- **What is asked**: Copy out the listing that follows, exactly, without its pictures.

==== Records for the task ====

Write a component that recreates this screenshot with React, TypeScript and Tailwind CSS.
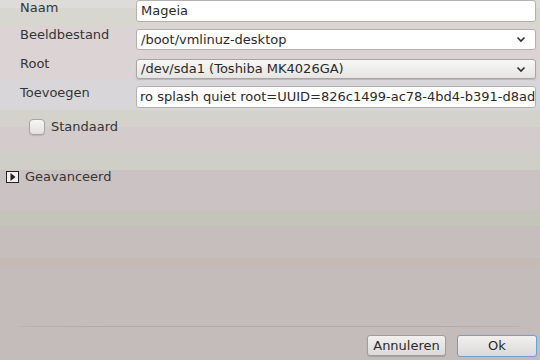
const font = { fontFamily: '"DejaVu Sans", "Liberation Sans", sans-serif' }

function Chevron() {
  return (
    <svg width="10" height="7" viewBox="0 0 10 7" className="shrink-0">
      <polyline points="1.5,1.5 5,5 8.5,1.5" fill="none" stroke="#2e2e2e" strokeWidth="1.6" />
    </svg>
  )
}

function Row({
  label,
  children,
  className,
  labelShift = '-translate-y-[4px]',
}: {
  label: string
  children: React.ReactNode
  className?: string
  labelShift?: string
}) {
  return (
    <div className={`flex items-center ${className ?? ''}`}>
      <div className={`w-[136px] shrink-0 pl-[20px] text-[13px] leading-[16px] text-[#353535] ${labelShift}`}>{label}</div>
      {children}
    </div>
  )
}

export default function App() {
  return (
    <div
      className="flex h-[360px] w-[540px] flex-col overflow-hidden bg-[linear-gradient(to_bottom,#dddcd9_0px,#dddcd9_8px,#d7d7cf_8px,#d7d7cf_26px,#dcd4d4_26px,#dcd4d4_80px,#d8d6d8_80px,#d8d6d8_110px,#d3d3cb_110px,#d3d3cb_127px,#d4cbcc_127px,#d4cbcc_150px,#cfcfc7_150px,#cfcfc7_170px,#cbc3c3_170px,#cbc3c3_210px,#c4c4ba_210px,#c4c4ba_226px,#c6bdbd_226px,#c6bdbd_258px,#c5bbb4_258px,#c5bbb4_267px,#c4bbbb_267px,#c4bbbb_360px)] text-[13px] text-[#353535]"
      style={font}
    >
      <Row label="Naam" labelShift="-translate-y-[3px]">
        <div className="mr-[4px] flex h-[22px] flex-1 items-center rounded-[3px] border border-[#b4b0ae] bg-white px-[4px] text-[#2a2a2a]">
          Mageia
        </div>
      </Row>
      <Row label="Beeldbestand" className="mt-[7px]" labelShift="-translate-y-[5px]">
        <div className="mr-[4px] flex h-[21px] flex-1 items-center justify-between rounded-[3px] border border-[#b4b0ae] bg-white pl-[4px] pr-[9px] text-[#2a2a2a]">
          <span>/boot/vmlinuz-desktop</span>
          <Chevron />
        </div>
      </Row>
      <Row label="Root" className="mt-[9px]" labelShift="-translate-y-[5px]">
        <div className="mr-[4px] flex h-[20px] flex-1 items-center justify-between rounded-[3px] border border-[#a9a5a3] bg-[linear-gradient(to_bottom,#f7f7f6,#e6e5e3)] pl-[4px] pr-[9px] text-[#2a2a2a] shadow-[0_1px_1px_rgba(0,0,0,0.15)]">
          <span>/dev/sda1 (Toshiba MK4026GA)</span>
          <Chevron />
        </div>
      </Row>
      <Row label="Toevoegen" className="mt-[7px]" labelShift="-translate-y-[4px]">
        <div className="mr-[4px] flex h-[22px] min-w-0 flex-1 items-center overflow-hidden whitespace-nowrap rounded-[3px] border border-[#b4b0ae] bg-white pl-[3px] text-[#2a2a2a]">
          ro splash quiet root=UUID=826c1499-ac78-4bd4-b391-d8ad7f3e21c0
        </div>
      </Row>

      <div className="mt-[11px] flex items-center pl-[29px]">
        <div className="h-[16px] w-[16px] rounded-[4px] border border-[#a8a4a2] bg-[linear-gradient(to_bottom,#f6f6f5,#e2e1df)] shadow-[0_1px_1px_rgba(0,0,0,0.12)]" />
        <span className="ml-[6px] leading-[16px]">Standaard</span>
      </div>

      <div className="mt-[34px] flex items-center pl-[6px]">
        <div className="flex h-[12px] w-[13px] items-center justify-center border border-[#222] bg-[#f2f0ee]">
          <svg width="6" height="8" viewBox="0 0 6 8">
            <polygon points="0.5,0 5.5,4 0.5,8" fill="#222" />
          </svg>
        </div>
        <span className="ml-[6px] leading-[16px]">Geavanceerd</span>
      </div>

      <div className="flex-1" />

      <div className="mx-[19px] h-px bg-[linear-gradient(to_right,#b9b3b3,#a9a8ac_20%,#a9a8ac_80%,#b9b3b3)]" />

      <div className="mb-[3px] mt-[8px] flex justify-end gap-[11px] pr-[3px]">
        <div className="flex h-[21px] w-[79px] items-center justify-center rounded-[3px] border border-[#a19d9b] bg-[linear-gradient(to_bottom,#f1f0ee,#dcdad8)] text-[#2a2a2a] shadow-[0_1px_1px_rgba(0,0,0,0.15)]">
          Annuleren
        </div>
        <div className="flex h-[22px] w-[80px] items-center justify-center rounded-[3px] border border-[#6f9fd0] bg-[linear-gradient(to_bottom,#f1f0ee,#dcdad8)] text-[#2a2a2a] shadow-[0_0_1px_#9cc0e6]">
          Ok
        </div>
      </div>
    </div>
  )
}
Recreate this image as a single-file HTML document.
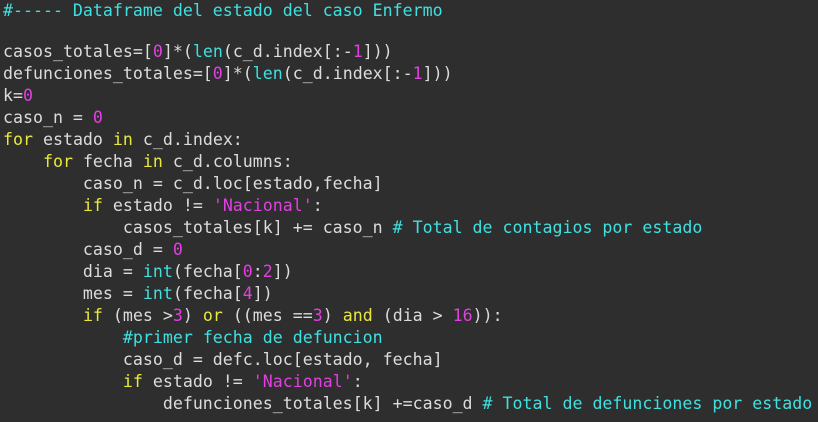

====

- **Task response**:
Write a component that recreates this screenshot with React, TypeScript and Tailwind CSS.
const font = { fontFamily: '"DejaVu Sans", "Liberation Sans", sans-serif' }

function Chevron() {
  return (
    <svg width="10" height="7" viewBox="0 0 10 7" className="shrink-0">
      <polyline points="1.5,1.5 5,5 8.5,1.5" fill="none" stroke="#2e2e2e" strokeWidth="1.6" />
    </svg>
  )
}

function Row({
  label,
  children,
  className,
  labelShift = '-translate-y-[4px]',
}: {
  label: string
  children: React.ReactNode
  className?: string
  labelShift?: string
}) {
  return (
    <div className={`flex items-center ${className ?? ''}`}>
      <div className={`w-[136px] shrink-0 pl-[20px] text-[13px] leading-[16px] text-[#353535] ${labelShift}`}>{label}</div>
      {children}
    </div>
  )
}

export default function App() {
  return (
    <div
      className="flex h-[360px] w-[540px] flex-col overflow-hidden bg-[linear-gradient(to_bottom,#dddcd9_0px,#dddcd9_8px,#d7d7cf_8px,#d7d7cf_26px,#dcd4d4_26px,#dcd4d4_80px,#d8d6d8_80px,#d8d6d8_110px,#d3d3cb_110px,#d3d3cb_127px,#d4cbcc_127px,#d4cbcc_150px,#cfcfc7_150px,#cfcfc7_170px,#cbc3c3_170px,#cbc3c3_210px,#c4c4ba_210px,#c4c4ba_226px,#c6bdbd_226px,#c6bdbd_258px,#c5bbb4_258px,#c5bbb4_267px,#c4bbbb_267px,#c4bbbb_360px)] text-[13px] text-[#353535]"
      style={font}
    >
      <Row label="Naam" labelShift="-translate-y-[3px]">
        <div className="mr-[4px] flex h-[22px] flex-1 items-center rounded-[3px] border border-[#b4b0ae] bg-white px-[4px] text-[#2a2a2a]">
          Mageia
        </div>
      </Row>
      <Row label="Beeldbestand" className="mt-[7px]" labelShift="-translate-y-[5px]">
        <div className="mr-[4px] flex h-[21px] flex-1 items-center justify-between rounded-[3px] border border-[#b4b0ae] bg-white pl-[4px] pr-[9px] text-[#2a2a2a]">
          <span>/boot/vmlinuz-desktop</span>
          <Chevron />
        </div>
      </Row>
      <Row label="Root" className="mt-[9px]" labelShift="-translate-y-[5px]">
        <div className="mr-[4px] flex h-[20px] flex-1 items-center justify-between rounded-[3px] border border-[#a9a5a3] bg-[linear-gradient(to_bottom,#f7f7f6,#e6e5e3)] pl-[4px] pr-[9px] text-[#2a2a2a] shadow-[0_1px_1px_rgba(0,0,0,0.15)]">
          <span>/dev/sda1 (Toshiba MK4026GA)</span>
          <Chevron />
        </div>
      </Row>
      <Row label="Toevoegen" className="mt-[7px]" labelShift="-translate-y-[4px]">
        <div className="mr-[4px] flex h-[22px] min-w-0 flex-1 items-center overflow-hidden whitespace-nowrap rounded-[3px] border border-[#b4b0ae] bg-white pl-[3px] text-[#2a2a2a]">
          ro splash quiet root=UUID=826c1499-ac78-4bd4-b391-d8ad7f3e21c0
        </div>
      </Row>

      <div className="mt-[11px] flex items-center pl-[29px]">
        <div className="h-[16px] w-[16px] rounded-[4px] border border-[#a8a4a2] bg-[linear-gradient(to_bottom,#f6f6f5,#e2e1df)] shadow-[0_1px_1px_rgba(0,0,0,0.12)]" />
        <span className="ml-[6px] leading-[16px]">Standaard</span>
      </div>

      <div className="mt-[34px] flex items-center pl-[6px]">
        <div className="flex h-[12px] w-[13px] items-center justify-center border border-[#222] bg-[#f2f0ee]">
          <svg width="6" height="8" viewBox="0 0 6 8">
            <polygon points="0.5,0 5.5,4 0.5,8" fill="#222" />
          </svg>
        </div>
        <span className="ml-[6px] leading-[16px]">Geavanceerd</span>
      </div>

      <div className="flex-1" />

      <div className="mx-[19px] h-px bg-[linear-gradient(to_right,#b9b3b3,#a9a8ac_20%,#a9a8ac_80%,#b9b3b3)]" />

      <div className="mb-[3px] mt-[8px] flex justify-end gap-[11px] pr-[3px]">
        <div className="flex h-[21px] w-[79px] items-center justify-center rounded-[3px] border border-[#a19d9b] bg-[linear-gradient(to_bottom,#f1f0ee,#dcdad8)] text-[#2a2a2a] shadow-[0_1px_1px_rgba(0,0,0,0.15)]">
          Annuleren
        </div>
        <div className="flex h-[22px] w-[80px] items-center justify-center rounded-[3px] border border-[#6f9fd0] bg-[linear-gradient(to_bottom,#f1f0ee,#dcdad8)] text-[#2a2a2a] shadow-[0_0_1px_#9cc0e6]">
          Ok
        </div>
      </div>
    </div>
  )
}
Recreate this image as a single-file HTML document.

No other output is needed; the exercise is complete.